May 17th, 2009 was the last time she saw her father.
We have reproduced her full speech to the conference below.
"Hello, my name is Kalaiyarasi Kanagalingam, I am 14 years old and I go to Burntwood High School in Wandsworth. I'm here today to speak about how my life has been affected by what happened in 2009. 2009 was the most memorable and painful year of my life.
May 17 2009, I saw my dad for the last time. The moment I left my dad is still painful to me more than anything. I told my dad I was scared and him to please come with me, but he had to leave me. How could I say those moments by words? I saw other children like me crying for dad to come with them. I cried hugging my dad’s neck tightly but he only hugged me back and tried to say something with his eyes.
Now, while I’m living in London, my mum and I still wonder whether he’s alive or not. Every day, we hide our sorrows inside and put a smile on the outside, waiting for my dad to come. I always wondered how my life would get so much better if my dad was here to guide me along the way when I’m on my darkest days.
That was not the only thing that happened in May 2009.
A few days before the last day I saw my dad, I was inside an open bunker with my relatives.
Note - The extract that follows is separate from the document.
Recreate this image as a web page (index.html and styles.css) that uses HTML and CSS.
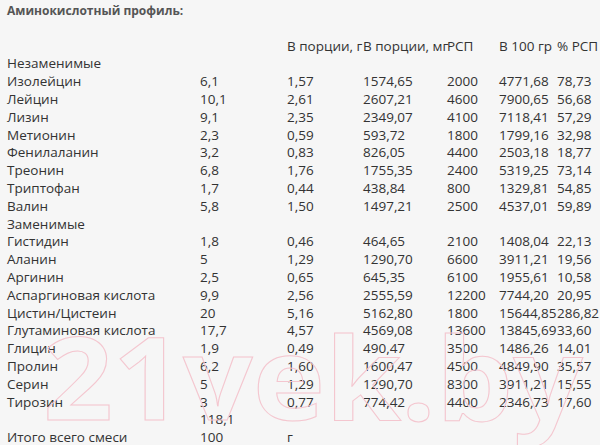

I was looking out from the bunker and I could see my friend riding a bicycle. I longed to call out to him but before I could a shell that was launched by the army had exploded near us. I saw my friend’s head get thrown from his body by the shrapnel of a shell. I cried loudly trying to break apart from my grandma’s grip. She hugged me and comforted me but that horrifying scene is still giving me goosebumps whenever I remember it in my mind.
Not only that but two of my cousins died in an aerial bombing. I’ll never forget that incident. The bomb fell on the bunker and my cousins’ were trapped inside. My aunt was outside screaming and crying for help but all I could do was helplessly watch. I was in another bunker with my grandmother and other relatives. After the bombing stopped, we came out of the bunker. I saw my aunt standing next to the bunker, sobbing and yelling loudly.
Even today I live with these memories. But every day I wonder what happened to my father. Having the Tamil genocide recognised will not change my life. However, it might make it easier to find out what happened to my father and the many others who disappeared then".